Apart from the negative margin impact, passing on these costs to tenants will lead to an increase in their occupancy costs in the absence of improving trading revenue. Given current macroeconomic headwinds, the growth in trading revenue within shopping centres will be benign and occupancy costs will inevitably rise. This will likely lead to pressure on rental reversions or negotiated rentals at lease expiry, which could reverse some of the improved metrics recently reported. Rental reversions on retail leases remain negative, although to a lesser extent than in 2020.

On the upside for the retail sector, especially for non-urban centres, load-shedding has increased footprint in some shopping centres since these are some of the few places with sufficient energy to remain operational, at least during trading hours. As consumers turn to shopping centres as a respite from the gloom, centre tenants may be able to entice increased sales.

The impact on the office sector, meanwhile, is positive in the respect that offices are no longer standing half empty as staff stream back to the workplace to avoid load-shedding at home. Most office buildings catering for large corporates have backup power, offering a welcome alternative to homes without electricity. Many companies also now require employees to spend more time at the office.

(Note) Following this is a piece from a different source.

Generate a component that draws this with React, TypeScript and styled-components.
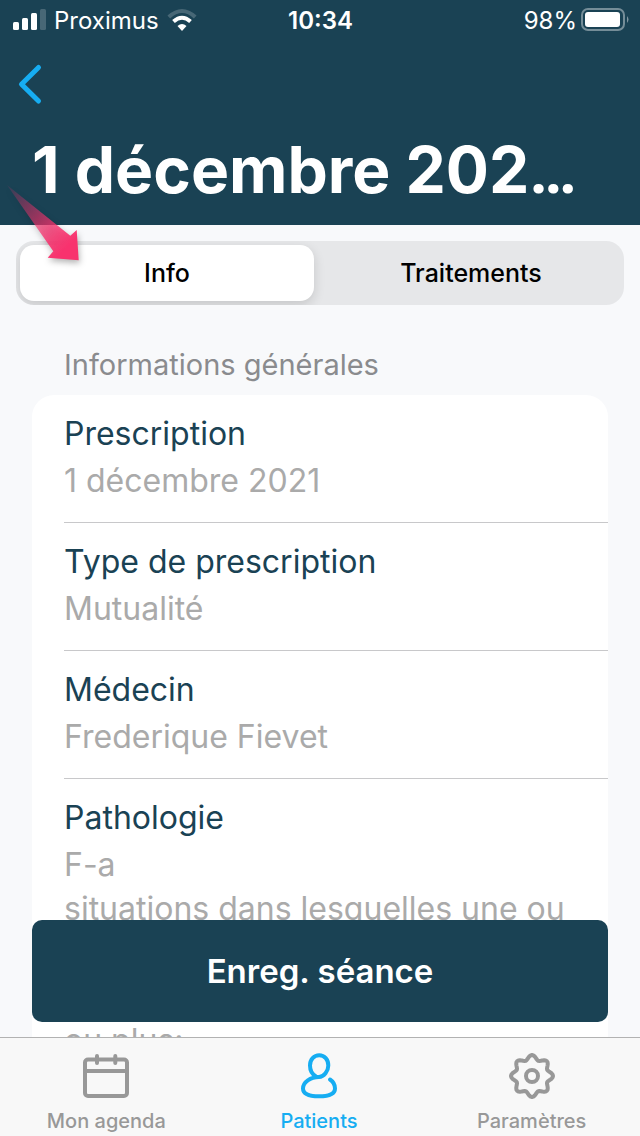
import React, { useState } from "react";
import styled, { createGlobalStyle } from "styled-components";

const navy = "#1a4254";
const blue = "#16adf2";

const GlobalStyle = createGlobalStyle`
  * { box-sizing: border-box; }
  body { margin: 0; font-family: Inter, "Liberation Sans", sans-serif; background: #f8f9fb; }
  button { font-family: inherit; border: 0; background: none; padding: 0; cursor: pointer; }
  h1, h2, dl, dd { margin: 0; }
`;

const Screen = styled.div`
  position: relative;
  display: flex;
  flex-direction: column;
  height: 100vh;
  overflow: hidden;
`;

const Header = styled.header`
  flex: none;
  background: ${navy};
  color: #fff;
`;

const StatusBar = styled.div`
  display: grid;
  grid-template-columns: 1fr auto 1fr;
  align-items: center;
  height: 40px;
  padding: 0 11px 0 12px;
  font-size: 24px;
  line-height: 32px;
`;

const StatusGroup = styled.div<{ $end?: boolean }>`
  display: flex;
  align-items: center;
  gap: ${(p) => (p.$end ? 4 : 8)}px;
  justify-content: ${(p) => (p.$end ? "flex-end" : "flex-start")};
`;

const StatusText = styled.span<{ $strong?: boolean }>`
  padding-top: 2px;
  display: block;
  font-weight: ${(p) => (p.$strong ? 600 : 400)};
`;

const BackButton = styled.button`
  display: block;
  margin: 20px 0 0 14px;
  height: 48px;
`;

const Title = styled.h1`
  padding: 22px 32px 15px;
  font-size: 64px;
  line-height: 80px;
  font-weight: 700;
  white-space: nowrap;
  overflow: hidden;
`;

const Ellipsis = styled.span`
  font-family: Roboto, sans-serif;
  line-height: 1;
`;

const Body = styled.main`
  position: relative;
  flex: 1;
  min-height: 0;
  display: flex;
  flex-direction: column;
`;

const Segmented = styled.div`
  flex: none;
  display: grid;
  grid-template-columns: 1fr 1fr;
  margin: 16px 16px 0;
  height: 64px;
  border-radius: 18px;
  background: #e6e7e9;
  overflow: hidden;
`;

const Segment = styled.button<{ $active: boolean }>`
  margin: 4px 6px 4px 4px;
  border-radius: 14px;
  font-size: 25px;
  font-weight: 500;
  color: #000;
  background: ${(p) => (p.$active ? "#fff" : "transparent")};
  box-shadow: ${(p) => (p.$active ? "0 4px 12px rgba(0, 0, 0, 0.14)" : "none")};
`;

const Scroller = styled.div`
  flex: 1;
  min-height: 0;
  overflow-y: auto;
  scrollbar-width: none;
  padding: 40px 32px 0;
`;

const SectionTitle = styled.h2`
  padding: 0 32px;
  margin-bottom: 10px;
  font-size: 29px;
  line-height: 40px;
  font-weight: 400;
  color: #8a8b8e;
`;

const Card = styled.dl`
  padding-left: 32px;
  border-radius: 22px;
  background: #fff;
`;

const Field = styled.div`
  padding: 17px 0 19px;
  border-bottom: 1px solid #c8c8ca;
  &:last-child { border-bottom: 0; }
`;

const FieldName = styled.dt`
  margin-bottom: 3px;
  font-size: 32px;
  line-height: 44px;
  color: ${navy};
`;

const FieldValue = styled.dd`
  font-size: 32px;
  line-height: 44px;
  color: #aaa;
  white-space: pre-line;
`;

const PrimaryButton = styled.button`
  position: absolute;
  left: 32px;
  right: 32px;
  bottom: 15px;
  height: 102px;
  border-radius: 10px;
  background: ${navy};
  color: #fff;
  font-size: 33px;
  font-weight: 600;
`;

const TabBar = styled.nav`
  flex: none;
  display: grid;
  grid-template-columns: repeat(3, 1fr);
  padding: 14px 2px 3px 0;
  border-top: 1px solid #b2b2b2;
  background: #f8f8f8;
`;

const Tab = styled.a<{ $active?: boolean }>`
  display: flex;
  flex-direction: column;
  align-items: center;
  gap: 9px;
  font-size: 20px;
  line-height: 24px;
  font-weight: 500;
  text-decoration: none;
  color: ${(p) => (p.$active ? blue : "#989898")};
`;

const Pointer = styled.svg`
  position: absolute;
  left: 0;
  top: 180px;
  pointer-events: none;
  filter: drop-shadow(1px 3px 3px rgba(0, 0, 0, 0.3));
`;

const gearPath =
  Array.from({ length: 96 }, (_, i) => {
    const a = (i / 96) * Math.PI * 2;
    const r = 18.7 + 2.3 * Math.cos(8 * a);
    return `${i ? "L" : "M"}${(24 + r * Math.cos(a)).toFixed(2)} ${(24 + r * Math.sin(a)).toFixed(2)}`;
  }).join("") + "Z";

const stroke = {
  fill: "none",
  stroke: "currentColor",
  strokeWidth: 4,
  strokeLinecap: "round" as const,
  strokeLinejoin: "round" as const,
};

const SignalIcon = () => (
  <svg width="34" height="22" viewBox="0 0 34 22" fill="#fff" aria-hidden="true">
    <rect x="1" y="13" width="6" height="8" rx="1.5" />
    <rect x="10" y="9" width="6" height="12" rx="1.5" />
    <rect x="19" y="4" width="6" height="17" rx="1.5" />
    <rect x="28" y="0" width="6" height="21" rx="1.5" opacity="0.2" />
  </svg>
);

const WifiIcon = () => (
  <svg width="32" height="24" viewBox="0 0 32 24" fill="none" stroke="#fff" strokeWidth="4" aria-hidden="true">
    <path d="M1.800 9 Q15 -3 28.200 9" opacity="0.2" />
    <path d="M6.500 13.500 Q15 6 23.500 13.500" />
    <path d="M10.500 18 Q15 14 19.500 18 L15 23Z" fill="#fff" stroke="none" />
  </svg>
);

const BatteryIcon = () => (
  <svg width="48" height="24" viewBox="0 0 48 24" aria-hidden="true">
    <rect x="1" y="1" width="42" height="21" rx="6" fill="none" stroke="#fff" strokeOpacity="0.4" strokeWidth="2" />
    <rect x="4" y="4" width="35" height="15" rx="3" fill="#fff" />
    <path d="M46 8 Q49 11.500 46 15Z" fill="#fff" opacity="0.45" />
  </svg>
);

const CalendarIcon = () => (
  <svg width="48" height="48" viewBox="0 0 48 48" {...stroke} aria-hidden="true">
    <rect x="3" y="7.500" width="42" height="36.500" rx="3" />
    <path d="M3 19H45M15 4V11M33.300 4V11" />
  </svg>
);

const PersonIcon = () => (
  <svg width="48" height="48" viewBox="0 0 48 48" {...stroke} aria-hidden="true">
    <path d="M35 27.500C38 29.500 40 33 40 36.500C40 42 33 44.300 24 44.300C15 44.300 8 42 8 36.500C8 30 15.500 25 24 25C29 25 33.300 19 33.300 13.500C33.300 7.500 29.500 3.300 24.200 3.300C19 3.300 15 7.500 15 13.500C15 18 17.500 22.500 21 24.500" />
  </svg>
);

const GearIcon = () => (
  <svg width="48" height="48" viewBox="0 0 48 48" {...stroke} aria-hidden="true">
    <path d={gearPath} />
    <circle cx="24" cy="24" r="6" />
  </svg>
);

const fields = [
  { name: "Prescription", value: "1 décembre 2021" },
  { name: "Type de prescription", value: "Mutualité" },
  { name: "Médecin", value: "Frederique Fievet" },
  { name: "Pathologie", value: "F-a\nsituations dans lesquelles une ou\n\n\nou plus:" },
];

const segments = ["Info", "Traitements"];

export default function App() {
  const [active, setActive] = useState("Info");
  return (
    <Screen>
      <GlobalStyle />
      <Header>
        <StatusBar>
          <StatusGroup>
            <SignalIcon />
            <StatusText>Proximus</StatusText>
            <WifiIcon />
          </StatusGroup>
          <StatusText $strong>10:34</StatusText>
          <StatusGroup $end>
            <StatusText>98%</StatusText>
            <BatteryIcon />
          </StatusGroup>
        </StatusBar>
        <BackButton aria-label="Retour">
          <svg width="32" height="48" viewBox="0 0 32 48" fill="none" stroke={blue} strokeWidth="5" strokeLinecap="round" strokeLinejoin="round">
            <path d="M24.500 7.500L7.500 24.200L24.500 41" />
          </svg>
        </BackButton>
        <Title>1 décembre 202<Ellipsis>…</Ellipsis></Title>
      </Header>
      <Body>
        <Segmented role="tablist">
          {segments.map((s) => (
            <Segment key={s} role="tab" aria-selected={active === s} $active={active === s} onClick={() => setActive(s)}>
              {s}
            </Segment>
          ))}
        </Segmented>
        <Scroller>
          <SectionTitle>Informations générales</SectionTitle>
          <Card>
            {fields.map((f) => (
              <Field key={f.name}>
                <FieldName>{f.name}</FieldName>
                <FieldValue>{f.value}</FieldValue>
              </Field>
            ))}
          </Card>
        </Scroller>
        <PrimaryButton>Enreg. séance</PrimaryButton>
      </Body>
      <TabBar>
        <Tab href="#agenda"><CalendarIcon />Mon agenda</Tab>
        <Tab href="#patients" $active aria-current="page"><PersonIcon />Patients</Tab>
        <Tab href="#parametres"><GearIcon />Paramètres</Tab>
      </TabBar>
      <Pointer width="96" height="96" viewBox="0 0 96 96" aria-hidden="true">
        <defs>
          <linearGradient id="fade" gradientUnits="userSpaceOnUse" x1="7" y1="5" x2="66" y2="68">
            <stop offset="0" stopColor="#f8326e" stopOpacity="0.1" />
            <stop offset="0.800" stopColor="#f8326e" stopOpacity="0.850" />
            <stop offset="1" stopColor="#f8326e" />
          </linearGradient>
        </defs>
        <path d="M7 5L70.300 55.700L76.700 50L78.700 80.300L47.700 77.700L53.300 71.300Z" fill="url(#fade)" />
      </Pointer>
    </Screen>
  );
}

Although the effects of load-shedding are undesirable, the situation presents an opportunity for the sector to reduce its reliance on the grid and fast-track the use of renewables or green energy. More capital expenditure is being allocated to solar projects that offer property owners attractive yields on cost and will be accretive to their earnings in the medium to long term. There will also be cost savings flowing through to tenants, which will provide some relief related to occupancy costs. Property owners and tenants’ energy mix will shift away from diesel and towards renewables, which is a much more desirable outcome in the long run.

“Listed companies report eye-watering costs for diesel consumption as they grapple with the energy crisis.”